Another, personal throughline Power emphasized during the conversation dealt with the damaging emotional ramifications of her father’s death from alcoholism. Specifically, Power disclosed that, despite becoming aware that it wasn’t her fault through therapy, she questioned her own possible role in it. Dern didn’t shy away from pointedly asking Power how she managed to endure the self-interrogation required for the narration of her life — the articulation of its nuances in the writing of her memoir — in the wake of her grief:
“What I want to understand is, how did you survive the guilt of responsibility … How did you feel such a deep sense of self and let go of old stories?” Dern asked, referring to Power’s mounting sense of guilt after her father’s death, as well as the coping mechanisms she utilized as a witness to atrocity.
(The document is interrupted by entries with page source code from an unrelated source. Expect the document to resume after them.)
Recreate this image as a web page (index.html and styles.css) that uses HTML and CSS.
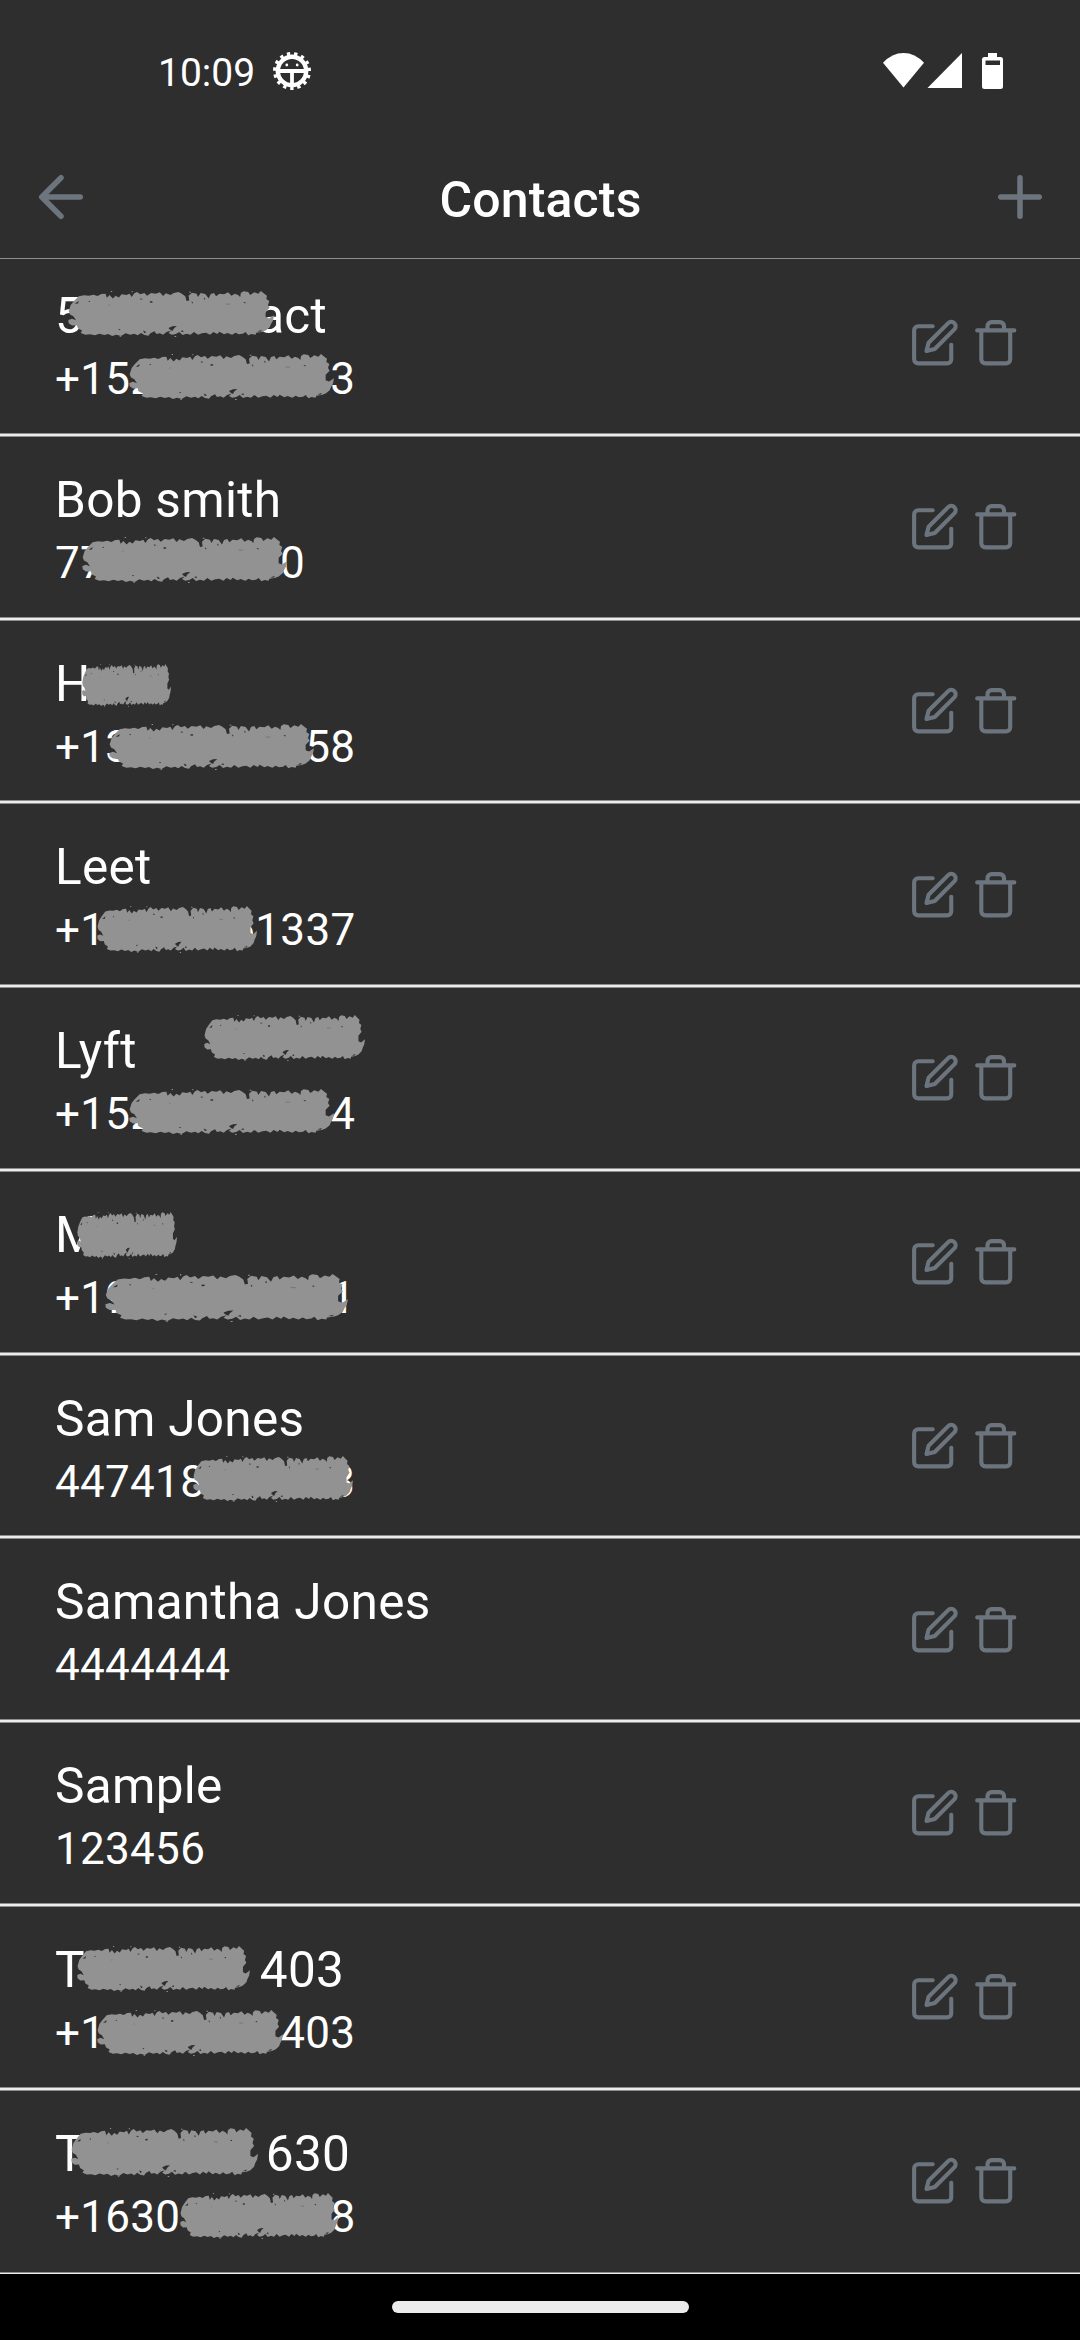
FILE: index.html
```html
<!DOCTYPE html>
<html lang="en">
<head>
<meta charset="utf-8">
<title>Contacts</title>
<link rel="stylesheet" href="styles.css">
</head>
<body>
<svg class="defs" aria-hidden="true">
  <symbol id="edit" viewBox="0 0 24 24"><path d="M11 4H4a2 2 0 0 0-2 2v14a2 2 0 0 0 2 2h14a2 2 0 0 0 2-2v-7"/><path d="M18.5 2.5a2.121 2.121 0 0 1 3 3L12 15l-4 1 1-4 9.5-9.5z"/></symbol>
  <symbol id="trash" viewBox="0 0 24 24"><path d="M3 6h18M19 6v14a2 2 0 0 1-2 2H7a2 2 0 0 1-2-2V6m3 0V4a2 2 0 0 1 2-2h4a2 2 0 0 1 2 2v2"/></symbol>
  <symbol id="scribble" viewBox="0 0 615 137" preserveAspectRatio="none">
    <path fill="#929292" d="M2 60L8 42 18 30 32 16 48 13 62 14 76 11 88 15 100 9 112 8 116 20 124 12 134 22 142 14 152 19 160 10 174 12 184 8 190 18 198 7 206 3 216 10 228 6 236 14 248 6 262 8 274 4 284 15 292 7 306 12 316 6 330 3 340 8 350 16 354 30 362 28 360 14 370 5 384 8 388 18 396 6 410 9 420 22 426 9 436 6 442 16 452 8 466 10 478 4 488 14 498 8 508 12 514 18 516 6 524 1 538 3 544 12 556 4 568 8 576 0 586 8 594 14 592 24 601 30 597 42 602 50 590 62 590 78 600 82 615 72 612 88 606 98 602 108 590 118 578 122 562 124 560 130 548 128 538 132 530 122 522 127 510 129 500 124 490 130 476 125 466 129 452 121 446 128 434 122 424 130 412 124 400 126 388 130 376 122 366 130 354 127 342 131 332 122 322 128 310 130 300 125 308 118 294 122 284 130 274 126 264 128 258 120 246 126 240 133 228 131 218 125 208 132 198 127 186 130 172 126 158 134 144 130 132 134 120 128 108 131 94 127 80 132 66 129 52 130 38 125 42 118 30 112 26 102 12 103 2 96 1 86 12 83 24 87 16 75 6 70Z"/>
    <path fill="#929292" d="M128 0h4v3h-4zM190 0h3v4h-3zM362 2h5v3h-5zM318 134h5v3h-5zM154 134h5v2h-5z"/>
    <path fill="#2f2f2f" d="M300 110l12-5 13-1-9 8-4 7-9-5zM20 38l12-8-2 7zM244 31l7-1 2 4-8 1zM368 31l5 2-1 5zM215 22l9 2-7 2zM60 31l6-2-1 4zM523 34l6-1 1 4zM224 118l10 4-6 4zM565 120l14-4-4 5zM405 24l3-5 2 7zM150 114l7-1-4 4zM336 120l7-3 2 6z"/>
    <path fill="#777" d="M470 37l15 1-4 3-11-1zM120 40l8 2-8 1z"/>
  </symbol>
</svg>
<div class="screen">
  <div class="status">
    <div class="status-left">
      <span>10:09</span>
      <svg class="debug" viewBox="-20 -20 40 40">
        <circle r="14.2" fill="none" stroke="#fff" stroke-width="4.4"/>
        <circle r="17.2" fill="none" stroke="#fff" stroke-width="3.6" pathLength="150" stroke-dasharray="4.6 5.4" stroke-dashoffset="-0.2" transform="rotate(84.5)"/>
        <path d="M-13 0H13M0 0V14" stroke="#fff" stroke-width="3.8"/>
        <circle cx="-5.2" cy="-6" r="1.4" fill="#fff"/><circle cx="5.2" cy="-6" r="1.4" fill="#fff"/>
      </svg>
    </div>
    <svg class="signals" viewBox="882 52 123 38" fill="#fff">
      <path d="M903.5 87.5L883 62.8Q892 53 903.5 53T924 62.8Z"/>
      <path d="M962 53V88H927.5Z"/>
      <path fill-rule="evenodd" d="M988 53h9v4h3.5q2.5 0 2.5 2.5v27q0 2.500-2.500 2.500h-16q-2.500 0-2.500-2.500v-27q0-2.500 2.500-2.500h3.500zM985.500 60.500v4.500h14.500v-4.500z"/>
    </svg>
  </div>
  <header class="bar">
    <svg class="nav" viewBox="0 0 24 24"><path d="M19 12H5M12 19l-7-7 7-7"/></svg>
    <h1>Contacts</h1>
    <svg class="nav" viewBox="0 0 24 24"><path d="M12 5v14M5 12h14"/></svg>
  </header>
  <ul class="list">
    <li><div class="row"><div class="text"><div class="name">5<i style="width:174px"></i>act</div><div class="phone">+152<i style="width:175px"></i>3</div></div><svg class="icon"><use href="#edit"/></svg><svg class="icon"><use href="#trash"/></svg></div>
      <svg class="mark" style="left:68px;top:38px;width:206px;height:46px"><use href="#scribble"/></svg><svg class="mark" style="left:129px;top:101px;width:205px;height:46px"><use href="#scribble"/></svg></li>
    <li><div class="row"><div class="text"><div class="name">Bob smith</div><div class="phone">77<i style="width:175px"></i>0</div></div><svg class="icon"><use href="#edit"/></svg><svg class="icon"><use href="#trash"/></svg></div>
      <svg class="mark" style="left:82px;top:100px;width:205px;height:46px"><use href="#scribble"/></svg></li>
    <li><div class="row"><div class="text"><div class="name">H</div><div class="phone">+13<i style="width:175px"></i>58</div></div><svg class="icon"><use href="#edit"/></svg><svg class="icon"><use href="#trash"/></svg></div>
      <svg class="mark" style="left:82px;top:43px;width:89px;height:43px"><use href="#scribble"/></svg><svg class="mark" style="left:109px;top:103px;width:205px;height:46px"><use href="#scribble"/></svg></li>
    <li><div class="row"><div class="text"><div class="name">Leet</div><div class="phone">+1<i style="width:125px"></i>61337</div></div><svg class="icon"><use href="#edit"/></svg><svg class="icon"><use href="#trash"/></svg></div>
      <svg class="mark" style="left:97px;top:102px;width:160px;height:47px"><use href="#scribble"/></svg></li>
    <li><div class="row"><div class="text"><div class="name">Lyft</div><div class="phone">+152<i style="width:175px"></i>4</div></div><svg class="icon"><use href="#edit"/></svg><svg class="icon"><use href="#trash"/></svg></div>
      <svg class="mark" style="left:204px;top:27px;width:161px;height:46px"><use href="#scribble"/></svg><svg class="mark" style="left:129px;top:101px;width:205px;height:46px"><use href="#scribble"/></svg></li>
    <li><div class="row"><div class="text"><div class="name">M</div><div class="phone">+19<i style="width:200px"></i>1</div></div><svg class="icon"><use href="#edit"/></svg><svg class="icon"><use href="#trash"/></svg></div>
      <svg class="mark" style="left:77px;top:40px;width:100px;height:47px"><use href="#scribble"/></svg><svg class="mark" style="left:105px;top:102px;width:243px;height:48px"><use href="#scribble"/></svg></li>
    <li><div class="row"><div class="text"><div class="name">Sam Jones</div><div class="phone">447418<i style="width:125px"></i>3</div></div><svg class="icon"><use href="#edit"/></svg><svg class="icon"><use href="#trash"/></svg></div>
      <svg class="mark" style="left:193px;top:100px;width:160px;height:46px"><use href="#scribble"/></svg></li>
    <li><div class="row"><div class="text"><div class="name">Samantha Jones</div><div class="phone">4444444</div></div><svg class="icon"><use href="#edit"/></svg><svg class="icon"><use href="#trash"/></svg></div></li>
    <li><div class="row"><div class="text"><div class="name">Sample</div><div class="phone">123456</div></div><svg class="icon"><use href="#edit"/></svg><svg class="icon"><use href="#trash"/></svg></div></li>
    <li><div class="row"><div class="text"><div class="name">T<i style="width:175px"></i>403</div><div class="phone">+1<i style="width:175px"></i>403</div></div><svg class="icon"><use href="#edit"/></svg><svg class="icon"><use href="#trash"/></svg></div>
      <svg class="mark" style="left:77px;top:39px;width:173px;height:46px"><use href="#scribble"/></svg><svg class="mark" style="left:97px;top:103px;width:186px;height:46px"><use href="#scribble"/></svg></li>
    <li><div class="row"><div class="text"><div class="name">T<i style="width:181px"></i>630</div><div class="phone">+1630<i style="width:150px"></i>8</div></div><svg class="icon"><use href="#edit"/></svg><svg class="icon"><use href="#trash"/></svg></div>
      <svg class="mark" style="left:71px;top:37px;width:187px;height:49px"><use href="#scribble"/></svg><svg class="mark" style="left:180px;top:102px;width:158px;height:46px"><use href="#scribble"/></svg></li>
  </ul>
  <footer class="home"><div class="pill"></div></footer>
</div>
</body>
</html>
```

FILE: styles.css
```css
*, *::after { box-sizing: border-box; }
body { margin: 0; background: #2e2e2e; color: #fff; font-family: Roboto, sans-serif; }
svg { display: block; flex: none; }
.defs { position: absolute; width: 0; height: 0; }
.screen { width: 1080px; height: 2340px; overflow: hidden; display: flex; flex-direction: column; }
.status { height: 136px; display: flex; justify-content: space-between; padding: 0 75px 0 158px; }
.status-left { display: flex; gap: 17px; font-size: 39px; line-height: 46px; padding-top: 50px; }
.debug { width: 40px; height: 40px; margin-top: 1px; }
.signals { width: 123px; height: 38px; margin-top: 52px; }
.bar { height: 123px; display: flex; align-items: center; justify-content: space-between; padding: 0 27px 0 28px; border-bottom: 1px solid #8e8e8e; }
.bar h1 { margin: 5px 0 0; font-size: 50px; line-height: 60px; font-weight: 500; letter-spacing: 0.15px; }
.nav, .icon { fill: none; stroke: #6c757d; stroke-width: 2; stroke-linecap: round; stroke-linejoin: round; }
.nav { width: 66px; height: 66px; }
.list { height: 2015px; margin: 0; padding: 0; list-style: none; overflow: hidden; }
.list li { position: relative; height: 183.75px; display: flex; flex-direction: column; }
.list li:first-child { margin-top: -5.8px; }
.list li:last-child { height: 185px; }
.list li::after { content: ""; flex: none; height: 4px; background: #ececec; border: solid #8e8e8e; border-width: 1px 0; }
.row { flex: 1; display: flex; align-items: center; gap: 11.500px; padding: 0 60px 0 55px; }
.text { flex: 1; align-self: flex-start; padding-top: 30px; white-space: nowrap; }
.name { font-size: 49.5px; line-height: 66px; letter-spacing: 0.3px; }
.phone { font-size: 44px; line-height: 60px; letter-spacing: 0.3px; }
.text i { display: inline-block; }
.icon { width: 49.5px; height: 49.5px; }
.mark { position: absolute; }
.home { flex: 1; background: #000; display: flex; justify-content: center; padding-top: 27px; }
.pill { width: 297px; height: 12px; border-radius: 6px; background: #ececec; }
```
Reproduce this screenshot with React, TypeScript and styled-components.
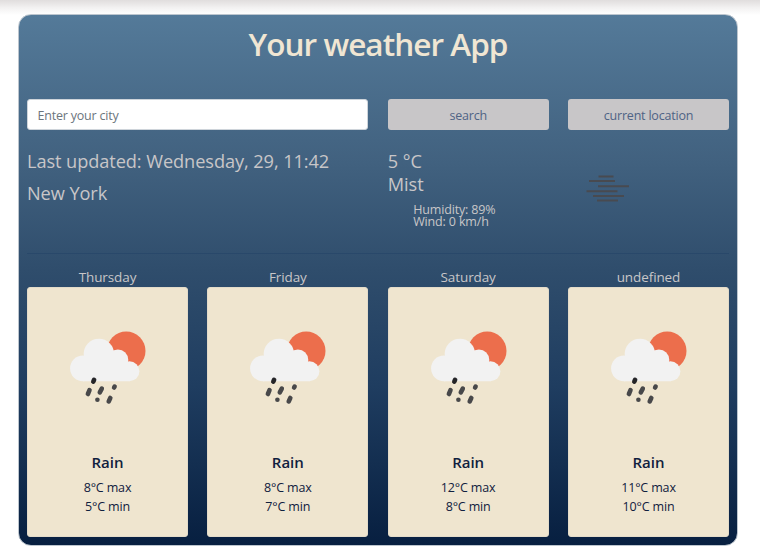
import React from "react";
import styled, { createGlobalStyle } from "styled-components";

const GlobalStyle = createGlobalStyle`
  * { box-sizing: border-box; }
  body {
    margin: 0;
    height: 555px;
    overflow: hidden;
    font-family: "Open Sans", "Noto Sans", sans-serif;
    background: linear-gradient(#e0dddd 0, #f3f2f2 8px, #ffffff 15px);
  }
`;

const Panel = styled.main`
  width: 720px;
  height: 532px;
  margin: 14px 0 0 18px;
  padding: 0 8px;
  border: 1px solid #bcc5ce;
  border-radius: 13px;
  background: linear-gradient(#547a99 0%, #41617f 28%, #2f4d6c 48%, #1f3d60 70%, #071f40 100%);
`;

const Title = styled.h1`
  margin: 0;
  padding-top: 10px;
  height: 84px;
  text-align: center;
  font-size: 31.5px;
  line-height: 37px;
  font-weight: 600;
  letter-spacing: -0.95px;
  color: #f0e6d3;
`;

const Columns = styled.div`
  display: grid;
  grid-template-columns: repeat(4, 161px);
  justify-content: space-between;
`;

const SearchInput = styled.input`
  grid-column: span 2;
  height: 31px;
  padding: 1px 10px 0 9.5px;
  border: 1px solid #ced4da;
  border-radius: 3px;
  font: 12.5px "Open Sans", sans-serif;
  letter-spacing: -0.2px;
  &::placeholder { color: #6c757d; opacity: 1; }
`;

const Button = styled.button`
  height: 31px;
  padding: 2px 0 0;
  border: 0;
  border-radius: 3px;
  background: #c8c6c8;
  color: #4f6385;
  font: 12.5px "Open Sans", sans-serif;
  letter-spacing: -0.2px;
`;

const Current = styled(Columns)`
  height: 123px;
  padding-top: 20px;
  color: #c8c6c8;
  font-size: 18.2px;
  line-height: 23px;
`;

const Place = styled.div`
  grid-column: span 2;
  letter-spacing: -0.08px;
`;

const City = styled.div`
  margin-top: 9px;
`;

const Details = styled.ul`
  list-style: none;
  margin: 8px 0 0;
  padding-left: 25.5px;
  font-size: 12.5px;
  line-height: 12px;
  letter-spacing: -0.15px;
`;

const MistIcon = styled.svg`
  display: block;
  margin: 22px 0 0 16px;
`;

const Divider = styled.hr`
  height: 1px;
  margin: 0 0 13px;
  border: 0;
  background: #29486a;
`;

const Day = styled.div`
  height: 20px;
  text-align: center;
  font-size: 13.5px;
  line-height: 21px;
  letter-spacing: -0.1px;
  color: #c8c6c8;
`;

const Card = styled.article`
  height: 250px;
  border: 1px solid #e3dbc9;
  border-radius: 3px;
  background: #efe5cf;
  color: #10203e;
  text-align: center;
`;

const RainIcon = styled.svg`
  display: block;
  margin: 32px 0 0 30px;
`;

const Condition = styled.h2`
  margin: 42px 0 6px;
  font-size: 15px;
  line-height: 20px;
  font-weight: 600;
`;

const Temperature = styled.div`
  font-size: 12.5px;
  line-height: 19px;
  letter-spacing: -0.15px;
`;

const days = [
  { name: "Thursday", max: 8, min: 5 },
  { name: "Friday", max: 8, min: 7 },
  { name: "Saturday", max: 12, min: 8 },
  { name: "undefined", max: 11, min: 10 },
];

const Rain = () => (
  <RainIcon width="100" height="90" viewBox="-0.4 -0.4 100 90">
    <circle cx="67.8" cy="30.5" r="19.3" fill="#ec6e4c" />
    <g fill="#f2f2f2">
      <circle cx="24.5" cy="48" r="12.8" />
      <circle cx="40.5" cy="33.5" r="15.2" />
      <circle cx="59.5" cy="39.5" r="10.4" />
      <circle cx="71" cy="50.8" r="10" />
      <path d="M24.5 36h35l11.5 14v10.8H24.5Z" />
    </g>
    <g stroke="#48484a" strokeWidth="4.6" strokeLinecap="round">
      <path d="M35.7 59.4l-.8 1.8" stroke="#252528" />
      <path d="M31.1 69.8l-1.6 3.8M43.4 68.2l-2 3.8M56.2 66.2l-.5.9M39 79.3v.1M51.9 77.6l-1.6 3.4" />
    </g>
  </RainIcon>
);

export default function App() {
  return (
    <>
      <GlobalStyle />
      <Panel>
        <Title>Your weather App</Title>
        <Columns>
          <SearchInput placeholder="Enter your city" />
          <Button>search</Button>
          <Button>current location</Button>
        </Columns>
        <Current>
          <Place>
            <div>Last updated: Wednesday, 29, 11:42</div>
            <City>New York</City>
          </Place>
          <div>
            <div>5 °C</div>
            <div>Mist</div>
            <Details>
              <li>Humidity: 89%</li>
              <li>Wind: 0 km/h</li>
            </Details>
          </div>
          <MistIcon width="48" height="34" viewBox="0 0 48 34" stroke="#484a50" strokeWidth="1.9">
            <path d="M14.5 4.5h15M5 9h26M14 14.2h31M2.5 19.2h31M9 24h31M13 28.5h21" />
          </MistIcon>
        </Current>
        <Divider />
        <Columns>
          {days.map((day) => (
            <section key={day.name}>
              <Day>{day.name}</Day>
              <Card>
                <Rain />
                <Condition>Rain</Condition>
                <Temperature>{day.max}°C max</Temperature>
                <Temperature>{day.min}°C min</Temperature>
              </Card>
            </section>
          ))}
        </Columns>
      </Panel>
    </>
  );
}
In response, Power explained her initial resistance to the idea of therapy, as both a woman working in American politics as well as a first-generation immigrant. While she credits it with her healing, the long answer, for her, is that the trauma dealt with in therapy never really leaves you or drains away through the cathartic conversations had between therapist and client. Even still, she added that if you are lucky enough to do so, you can conduct the energy constructively. Power informed Dern that the guilt of her father’s death was at the core of her decision to go to therapy.
The exchange was initially propelled by the pair’s personal experiences characterized by a mutual understanding of what it means to build careers in male-dominated workplaces. But it was the accumulation of those same experiences, by way of what Dern called a “massive journey” through the political realm, that ultimately secured Power’s firm place as a feminist icon. That is, as a voice that grapples openly on the page with the toxicity built into the work environment.
In the midst of the desperation to be right that so often defines the modern American body politic, the refreshing commiseration between Dern and Power seemed to channel their desires, as an actor and politician respectively, to embrace the microphone and to speak for the betterment of the collective through its sonic force.